Source records:
· · · · ·

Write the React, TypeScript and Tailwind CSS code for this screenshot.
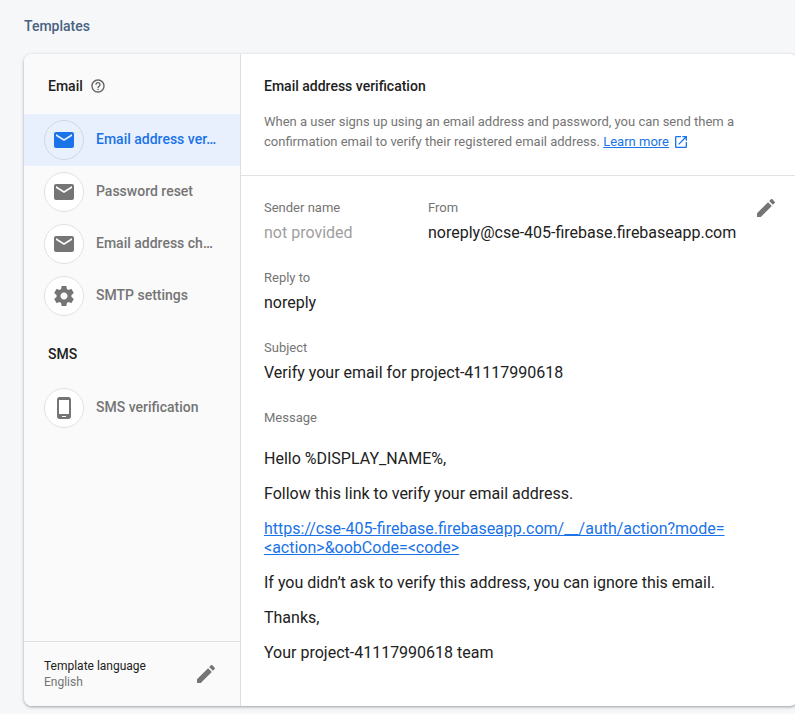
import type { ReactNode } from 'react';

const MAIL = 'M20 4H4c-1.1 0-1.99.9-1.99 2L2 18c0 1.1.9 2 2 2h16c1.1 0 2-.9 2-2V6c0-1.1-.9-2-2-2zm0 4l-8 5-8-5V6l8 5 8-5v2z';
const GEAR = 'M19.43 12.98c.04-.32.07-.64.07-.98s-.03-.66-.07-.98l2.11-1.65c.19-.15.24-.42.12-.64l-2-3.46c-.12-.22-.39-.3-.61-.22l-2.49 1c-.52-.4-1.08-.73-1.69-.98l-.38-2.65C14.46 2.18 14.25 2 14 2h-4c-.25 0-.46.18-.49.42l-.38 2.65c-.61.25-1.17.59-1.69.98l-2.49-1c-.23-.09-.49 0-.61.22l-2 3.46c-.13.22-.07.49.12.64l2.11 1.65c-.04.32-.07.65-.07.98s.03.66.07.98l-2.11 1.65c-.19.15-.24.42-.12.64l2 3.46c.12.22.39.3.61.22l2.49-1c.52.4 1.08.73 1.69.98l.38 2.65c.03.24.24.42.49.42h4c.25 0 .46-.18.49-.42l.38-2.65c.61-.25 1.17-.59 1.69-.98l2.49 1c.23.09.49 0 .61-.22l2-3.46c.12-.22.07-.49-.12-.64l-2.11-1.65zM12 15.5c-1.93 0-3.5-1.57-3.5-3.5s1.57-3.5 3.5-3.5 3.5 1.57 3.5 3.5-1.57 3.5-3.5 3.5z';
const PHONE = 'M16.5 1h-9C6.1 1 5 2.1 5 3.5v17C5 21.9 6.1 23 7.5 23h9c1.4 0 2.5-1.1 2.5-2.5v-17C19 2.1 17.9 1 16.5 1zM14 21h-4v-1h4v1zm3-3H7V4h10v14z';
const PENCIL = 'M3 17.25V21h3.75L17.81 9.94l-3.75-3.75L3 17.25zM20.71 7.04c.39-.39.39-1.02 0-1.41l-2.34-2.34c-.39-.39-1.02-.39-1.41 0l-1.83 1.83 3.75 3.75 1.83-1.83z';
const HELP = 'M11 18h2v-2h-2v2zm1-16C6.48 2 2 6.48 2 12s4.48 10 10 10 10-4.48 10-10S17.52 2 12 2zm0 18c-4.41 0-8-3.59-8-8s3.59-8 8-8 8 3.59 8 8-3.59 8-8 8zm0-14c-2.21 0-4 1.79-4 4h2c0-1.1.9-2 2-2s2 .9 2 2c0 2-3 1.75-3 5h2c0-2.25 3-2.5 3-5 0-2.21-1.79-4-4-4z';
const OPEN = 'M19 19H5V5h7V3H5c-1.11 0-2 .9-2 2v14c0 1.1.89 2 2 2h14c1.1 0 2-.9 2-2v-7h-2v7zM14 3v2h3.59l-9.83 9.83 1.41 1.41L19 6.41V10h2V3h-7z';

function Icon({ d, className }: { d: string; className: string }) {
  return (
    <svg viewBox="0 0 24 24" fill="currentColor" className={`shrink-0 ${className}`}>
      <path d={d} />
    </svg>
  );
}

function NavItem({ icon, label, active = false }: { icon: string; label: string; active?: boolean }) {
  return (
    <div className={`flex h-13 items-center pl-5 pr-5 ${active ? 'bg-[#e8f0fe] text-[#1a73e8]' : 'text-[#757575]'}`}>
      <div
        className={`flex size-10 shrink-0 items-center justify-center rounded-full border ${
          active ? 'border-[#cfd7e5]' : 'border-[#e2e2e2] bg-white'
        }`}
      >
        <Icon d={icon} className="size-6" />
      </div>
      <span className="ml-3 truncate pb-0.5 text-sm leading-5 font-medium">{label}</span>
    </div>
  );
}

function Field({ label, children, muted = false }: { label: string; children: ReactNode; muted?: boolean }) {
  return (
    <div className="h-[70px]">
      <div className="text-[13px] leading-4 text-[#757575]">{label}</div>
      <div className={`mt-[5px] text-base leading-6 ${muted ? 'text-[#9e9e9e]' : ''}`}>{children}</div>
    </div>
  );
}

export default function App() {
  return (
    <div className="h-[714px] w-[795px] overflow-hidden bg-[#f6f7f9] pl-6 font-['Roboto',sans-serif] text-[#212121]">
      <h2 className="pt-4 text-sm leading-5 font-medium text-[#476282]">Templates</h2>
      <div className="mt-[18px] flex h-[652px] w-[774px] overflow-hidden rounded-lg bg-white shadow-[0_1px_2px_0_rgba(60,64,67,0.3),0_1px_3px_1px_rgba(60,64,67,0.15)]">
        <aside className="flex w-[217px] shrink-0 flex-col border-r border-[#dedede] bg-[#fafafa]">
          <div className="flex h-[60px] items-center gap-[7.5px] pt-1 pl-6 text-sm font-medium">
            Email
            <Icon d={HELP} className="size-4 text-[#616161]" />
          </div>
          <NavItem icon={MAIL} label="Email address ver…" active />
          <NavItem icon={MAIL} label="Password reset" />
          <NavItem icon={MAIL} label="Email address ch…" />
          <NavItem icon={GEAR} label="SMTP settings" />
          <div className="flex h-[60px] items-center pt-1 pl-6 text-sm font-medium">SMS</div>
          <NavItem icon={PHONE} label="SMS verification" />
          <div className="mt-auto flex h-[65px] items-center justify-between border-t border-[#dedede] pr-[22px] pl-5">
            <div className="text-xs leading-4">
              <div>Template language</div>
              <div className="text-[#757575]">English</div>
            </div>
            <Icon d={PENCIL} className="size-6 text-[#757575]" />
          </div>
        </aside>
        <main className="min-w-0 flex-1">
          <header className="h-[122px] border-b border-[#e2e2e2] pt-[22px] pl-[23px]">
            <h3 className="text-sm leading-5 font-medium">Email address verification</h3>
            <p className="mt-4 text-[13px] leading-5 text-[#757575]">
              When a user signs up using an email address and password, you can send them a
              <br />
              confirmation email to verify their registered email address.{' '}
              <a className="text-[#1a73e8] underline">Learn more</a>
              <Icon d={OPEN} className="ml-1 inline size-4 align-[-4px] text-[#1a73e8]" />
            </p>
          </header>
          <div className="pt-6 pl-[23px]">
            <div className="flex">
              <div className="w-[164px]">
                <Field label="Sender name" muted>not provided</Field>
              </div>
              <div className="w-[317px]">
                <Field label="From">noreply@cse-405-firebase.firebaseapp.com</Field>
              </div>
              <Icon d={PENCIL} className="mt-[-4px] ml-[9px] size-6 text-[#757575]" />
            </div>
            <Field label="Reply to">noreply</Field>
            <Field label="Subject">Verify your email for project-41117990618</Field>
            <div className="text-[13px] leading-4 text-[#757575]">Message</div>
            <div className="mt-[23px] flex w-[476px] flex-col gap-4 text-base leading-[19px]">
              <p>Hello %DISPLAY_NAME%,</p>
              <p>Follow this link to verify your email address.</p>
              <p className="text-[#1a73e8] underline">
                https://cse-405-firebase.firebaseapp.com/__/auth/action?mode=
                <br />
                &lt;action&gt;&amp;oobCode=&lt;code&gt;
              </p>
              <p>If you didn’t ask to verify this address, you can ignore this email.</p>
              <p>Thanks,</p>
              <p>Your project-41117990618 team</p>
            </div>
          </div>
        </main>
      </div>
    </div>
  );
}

· · · · ·

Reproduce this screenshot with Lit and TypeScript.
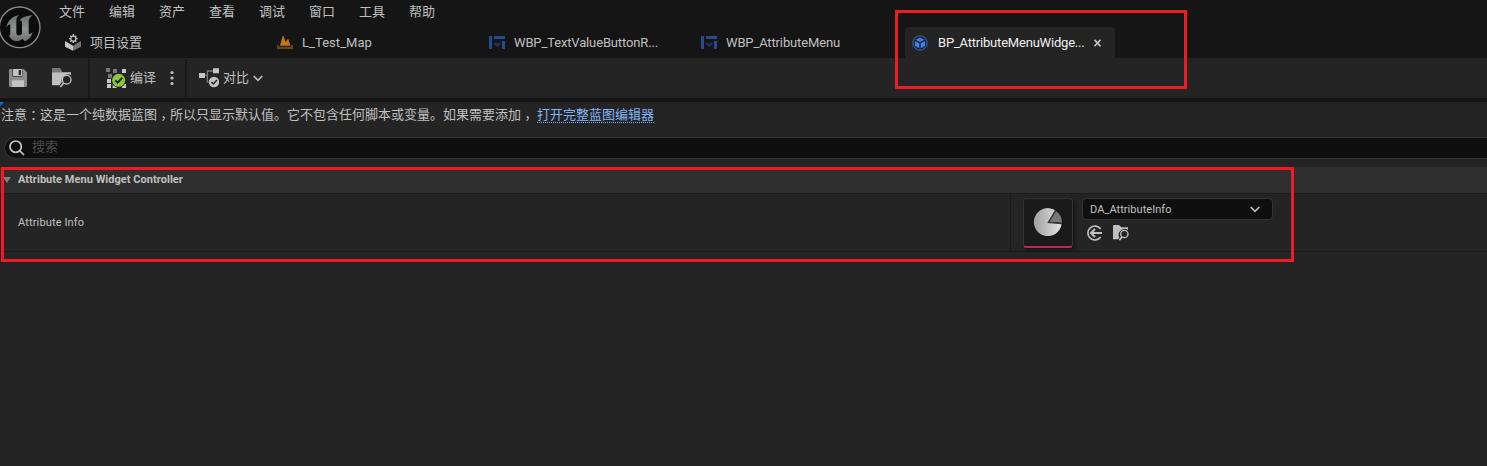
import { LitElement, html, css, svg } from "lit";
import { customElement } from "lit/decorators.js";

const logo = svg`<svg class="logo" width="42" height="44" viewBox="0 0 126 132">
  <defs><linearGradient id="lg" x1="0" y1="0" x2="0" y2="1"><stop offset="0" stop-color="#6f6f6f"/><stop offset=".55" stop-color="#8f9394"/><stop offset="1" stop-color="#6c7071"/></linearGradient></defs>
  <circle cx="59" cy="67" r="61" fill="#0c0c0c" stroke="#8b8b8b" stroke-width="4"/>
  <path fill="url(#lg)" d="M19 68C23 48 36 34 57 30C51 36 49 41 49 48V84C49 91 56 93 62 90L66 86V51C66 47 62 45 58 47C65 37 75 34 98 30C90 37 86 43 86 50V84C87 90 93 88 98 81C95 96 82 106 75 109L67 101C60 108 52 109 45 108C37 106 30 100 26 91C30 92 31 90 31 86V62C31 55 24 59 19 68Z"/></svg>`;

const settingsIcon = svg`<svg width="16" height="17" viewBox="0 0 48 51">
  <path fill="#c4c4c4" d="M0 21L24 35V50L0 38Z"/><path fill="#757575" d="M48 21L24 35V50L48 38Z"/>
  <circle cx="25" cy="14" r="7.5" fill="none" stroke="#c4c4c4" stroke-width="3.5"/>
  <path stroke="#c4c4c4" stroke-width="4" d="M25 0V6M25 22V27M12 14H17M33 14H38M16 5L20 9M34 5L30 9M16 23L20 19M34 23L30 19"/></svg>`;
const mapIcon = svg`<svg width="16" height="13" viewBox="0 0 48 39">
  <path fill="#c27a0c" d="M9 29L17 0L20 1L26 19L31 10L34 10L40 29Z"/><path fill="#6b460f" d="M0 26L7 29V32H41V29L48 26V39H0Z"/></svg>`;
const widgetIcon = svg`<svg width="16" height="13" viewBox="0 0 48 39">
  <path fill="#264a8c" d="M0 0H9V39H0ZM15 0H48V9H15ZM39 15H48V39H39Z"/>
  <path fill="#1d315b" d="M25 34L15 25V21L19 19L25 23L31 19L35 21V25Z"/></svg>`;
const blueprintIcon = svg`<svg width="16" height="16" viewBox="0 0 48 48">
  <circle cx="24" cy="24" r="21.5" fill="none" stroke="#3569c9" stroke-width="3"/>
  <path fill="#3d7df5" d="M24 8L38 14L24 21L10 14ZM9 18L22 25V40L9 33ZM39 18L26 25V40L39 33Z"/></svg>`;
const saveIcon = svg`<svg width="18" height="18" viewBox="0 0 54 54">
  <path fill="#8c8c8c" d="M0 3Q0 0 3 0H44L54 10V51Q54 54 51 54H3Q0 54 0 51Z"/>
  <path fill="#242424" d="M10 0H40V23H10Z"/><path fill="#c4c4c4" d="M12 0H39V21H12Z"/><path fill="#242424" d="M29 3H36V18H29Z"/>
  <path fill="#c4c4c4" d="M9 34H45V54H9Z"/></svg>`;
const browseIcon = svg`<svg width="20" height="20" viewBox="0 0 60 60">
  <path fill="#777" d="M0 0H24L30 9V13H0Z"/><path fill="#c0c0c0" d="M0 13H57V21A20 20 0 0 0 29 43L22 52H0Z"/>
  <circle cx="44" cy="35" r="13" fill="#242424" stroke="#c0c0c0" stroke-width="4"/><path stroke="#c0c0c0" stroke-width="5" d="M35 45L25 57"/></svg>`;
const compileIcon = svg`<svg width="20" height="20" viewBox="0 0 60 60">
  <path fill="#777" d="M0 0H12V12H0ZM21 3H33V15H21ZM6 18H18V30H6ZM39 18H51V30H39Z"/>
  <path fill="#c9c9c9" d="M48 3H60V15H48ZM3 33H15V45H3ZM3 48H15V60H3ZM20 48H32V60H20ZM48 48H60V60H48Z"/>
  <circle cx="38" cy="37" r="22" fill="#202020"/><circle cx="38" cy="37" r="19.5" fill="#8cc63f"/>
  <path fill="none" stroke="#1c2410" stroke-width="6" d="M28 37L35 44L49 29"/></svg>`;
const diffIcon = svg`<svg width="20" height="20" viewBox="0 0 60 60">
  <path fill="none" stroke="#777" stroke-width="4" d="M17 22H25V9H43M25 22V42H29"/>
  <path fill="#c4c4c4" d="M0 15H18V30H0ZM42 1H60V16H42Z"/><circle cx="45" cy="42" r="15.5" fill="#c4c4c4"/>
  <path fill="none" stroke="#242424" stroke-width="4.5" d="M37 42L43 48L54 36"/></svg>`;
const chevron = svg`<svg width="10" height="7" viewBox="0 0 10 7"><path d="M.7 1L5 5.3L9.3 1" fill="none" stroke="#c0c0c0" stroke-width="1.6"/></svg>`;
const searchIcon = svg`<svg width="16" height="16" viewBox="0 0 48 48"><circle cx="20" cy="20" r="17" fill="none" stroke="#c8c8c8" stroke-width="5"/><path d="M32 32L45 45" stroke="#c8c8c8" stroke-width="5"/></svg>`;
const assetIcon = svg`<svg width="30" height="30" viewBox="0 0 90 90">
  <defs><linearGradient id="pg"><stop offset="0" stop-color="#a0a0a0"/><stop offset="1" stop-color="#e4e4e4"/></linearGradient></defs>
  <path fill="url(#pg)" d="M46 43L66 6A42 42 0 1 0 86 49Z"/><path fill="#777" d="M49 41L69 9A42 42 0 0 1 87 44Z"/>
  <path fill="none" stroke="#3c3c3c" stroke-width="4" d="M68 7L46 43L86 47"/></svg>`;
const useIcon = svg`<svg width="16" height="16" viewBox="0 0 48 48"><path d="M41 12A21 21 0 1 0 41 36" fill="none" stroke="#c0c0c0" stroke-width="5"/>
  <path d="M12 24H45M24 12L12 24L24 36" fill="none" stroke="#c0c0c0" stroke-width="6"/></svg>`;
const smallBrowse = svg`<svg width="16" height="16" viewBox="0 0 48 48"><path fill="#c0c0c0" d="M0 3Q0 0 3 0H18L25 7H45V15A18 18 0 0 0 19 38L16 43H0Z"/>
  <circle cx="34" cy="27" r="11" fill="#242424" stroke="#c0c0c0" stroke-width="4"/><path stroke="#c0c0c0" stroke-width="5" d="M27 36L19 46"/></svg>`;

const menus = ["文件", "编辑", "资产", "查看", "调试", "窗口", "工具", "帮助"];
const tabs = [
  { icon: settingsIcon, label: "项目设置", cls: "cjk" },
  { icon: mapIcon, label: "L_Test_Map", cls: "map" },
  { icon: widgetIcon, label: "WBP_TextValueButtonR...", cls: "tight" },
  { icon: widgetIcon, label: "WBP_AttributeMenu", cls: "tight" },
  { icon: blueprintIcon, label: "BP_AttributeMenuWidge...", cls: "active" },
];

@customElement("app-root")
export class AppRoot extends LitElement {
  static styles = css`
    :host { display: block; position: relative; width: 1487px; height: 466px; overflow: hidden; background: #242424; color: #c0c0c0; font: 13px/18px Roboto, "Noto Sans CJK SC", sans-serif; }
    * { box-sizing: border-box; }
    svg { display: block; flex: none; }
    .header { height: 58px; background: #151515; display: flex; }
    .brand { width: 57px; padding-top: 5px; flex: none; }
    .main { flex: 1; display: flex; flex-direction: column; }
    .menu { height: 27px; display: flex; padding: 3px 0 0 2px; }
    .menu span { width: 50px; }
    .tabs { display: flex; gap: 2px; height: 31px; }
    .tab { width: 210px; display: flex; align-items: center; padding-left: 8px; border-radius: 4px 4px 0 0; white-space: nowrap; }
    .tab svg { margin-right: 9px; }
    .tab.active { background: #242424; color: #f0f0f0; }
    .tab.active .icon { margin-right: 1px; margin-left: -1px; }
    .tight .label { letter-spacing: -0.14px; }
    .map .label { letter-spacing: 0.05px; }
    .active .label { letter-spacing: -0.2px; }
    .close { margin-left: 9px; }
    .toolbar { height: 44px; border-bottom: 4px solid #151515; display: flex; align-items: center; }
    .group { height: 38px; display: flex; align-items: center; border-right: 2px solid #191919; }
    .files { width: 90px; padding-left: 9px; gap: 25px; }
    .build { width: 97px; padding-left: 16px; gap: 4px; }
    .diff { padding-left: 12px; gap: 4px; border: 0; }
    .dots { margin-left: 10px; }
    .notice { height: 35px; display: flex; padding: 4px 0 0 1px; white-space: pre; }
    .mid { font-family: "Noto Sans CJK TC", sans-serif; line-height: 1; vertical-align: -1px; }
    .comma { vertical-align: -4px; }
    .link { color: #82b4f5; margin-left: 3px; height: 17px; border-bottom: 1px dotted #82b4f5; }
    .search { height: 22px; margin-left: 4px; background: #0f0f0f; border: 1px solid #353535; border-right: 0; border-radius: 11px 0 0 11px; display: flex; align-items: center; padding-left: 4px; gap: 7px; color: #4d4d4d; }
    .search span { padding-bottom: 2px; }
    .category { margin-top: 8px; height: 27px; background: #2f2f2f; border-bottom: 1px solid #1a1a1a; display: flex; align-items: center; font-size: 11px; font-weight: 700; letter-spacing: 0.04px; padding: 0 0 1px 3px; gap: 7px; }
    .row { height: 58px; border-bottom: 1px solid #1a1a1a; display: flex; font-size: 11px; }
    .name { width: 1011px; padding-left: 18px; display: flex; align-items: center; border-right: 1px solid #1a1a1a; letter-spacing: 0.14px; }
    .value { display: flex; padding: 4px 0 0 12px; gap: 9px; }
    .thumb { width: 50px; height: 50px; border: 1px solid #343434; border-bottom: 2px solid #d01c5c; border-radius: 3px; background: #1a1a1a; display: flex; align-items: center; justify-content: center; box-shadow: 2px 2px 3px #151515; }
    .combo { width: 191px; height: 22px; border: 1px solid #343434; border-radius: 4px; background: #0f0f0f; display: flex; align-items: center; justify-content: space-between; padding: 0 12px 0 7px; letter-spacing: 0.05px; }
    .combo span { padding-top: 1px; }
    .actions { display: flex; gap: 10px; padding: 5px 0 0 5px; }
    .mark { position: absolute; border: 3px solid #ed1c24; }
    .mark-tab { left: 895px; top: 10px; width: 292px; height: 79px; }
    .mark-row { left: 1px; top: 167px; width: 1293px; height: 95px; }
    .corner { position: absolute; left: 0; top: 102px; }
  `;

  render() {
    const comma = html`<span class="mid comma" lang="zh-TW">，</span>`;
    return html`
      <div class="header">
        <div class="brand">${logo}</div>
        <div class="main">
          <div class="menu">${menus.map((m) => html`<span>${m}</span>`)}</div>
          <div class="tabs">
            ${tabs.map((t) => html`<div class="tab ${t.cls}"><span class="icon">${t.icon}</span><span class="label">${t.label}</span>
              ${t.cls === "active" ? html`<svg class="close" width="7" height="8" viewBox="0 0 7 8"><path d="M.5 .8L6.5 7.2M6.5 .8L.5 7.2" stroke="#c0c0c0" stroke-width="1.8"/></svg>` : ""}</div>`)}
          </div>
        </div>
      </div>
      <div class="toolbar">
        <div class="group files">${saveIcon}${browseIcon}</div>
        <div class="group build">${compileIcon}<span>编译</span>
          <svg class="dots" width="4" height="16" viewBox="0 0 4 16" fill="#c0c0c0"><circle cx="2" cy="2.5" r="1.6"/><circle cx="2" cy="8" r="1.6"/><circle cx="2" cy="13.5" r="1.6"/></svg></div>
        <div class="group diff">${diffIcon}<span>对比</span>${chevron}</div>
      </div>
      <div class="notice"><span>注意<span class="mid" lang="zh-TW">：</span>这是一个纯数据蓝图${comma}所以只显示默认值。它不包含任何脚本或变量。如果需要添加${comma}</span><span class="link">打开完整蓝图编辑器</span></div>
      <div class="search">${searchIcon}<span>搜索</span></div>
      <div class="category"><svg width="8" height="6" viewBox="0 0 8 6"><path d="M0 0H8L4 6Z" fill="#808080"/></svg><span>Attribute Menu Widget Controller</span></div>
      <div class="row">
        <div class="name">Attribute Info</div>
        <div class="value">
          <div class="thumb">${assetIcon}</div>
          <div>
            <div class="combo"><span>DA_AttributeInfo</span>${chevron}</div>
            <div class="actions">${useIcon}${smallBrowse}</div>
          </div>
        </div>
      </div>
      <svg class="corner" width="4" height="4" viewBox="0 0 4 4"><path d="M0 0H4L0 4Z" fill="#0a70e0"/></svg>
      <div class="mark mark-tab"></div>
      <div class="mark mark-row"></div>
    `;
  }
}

· · · · ·

The copy should hold exactly the lines from the line with "Reproduce this screenshot" to the line with "68C23 48 36", both ends in, set down without any pictures and with nothing added.

Reproduce this screenshot with Lit and TypeScript.
import { LitElement, html, css, svg } from "lit";
import { customElement } from "lit/decorators.js";

const logo = svg`<svg class="logo" width="42" height="44" viewBox="0 0 126 132">
  <defs><linearGradient id="lg" x1="0" y1="0" x2="0" y2="1"><stop offset="0" stop-color="#6f6f6f"/><stop offset=".55" stop-color="#8f9394"/><stop offset="1" stop-color="#6c7071"/></linearGradient></defs>
  <circle cx="59" cy="67" r="61" fill="#0c0c0c" stroke="#8b8b8b" stroke-width="4"/>
  <path fill="url(#lg)" d="M19 68C23 48 36 34 57 30C51 36 49 41 49 48V84C49 91 56 93 62 90L66 86V51C66 47 62 45 58 47C65 37 75 34 98 30C90 37 86 43 86 50V84C87 90 93 88 98 81C95 96 82 106 75 109L67 101C60 108 52 109 45 108C37 106 30 100 26 91C30 92 31 90 31 86V62C31 55 24 59 19 68Z"/></svg>`;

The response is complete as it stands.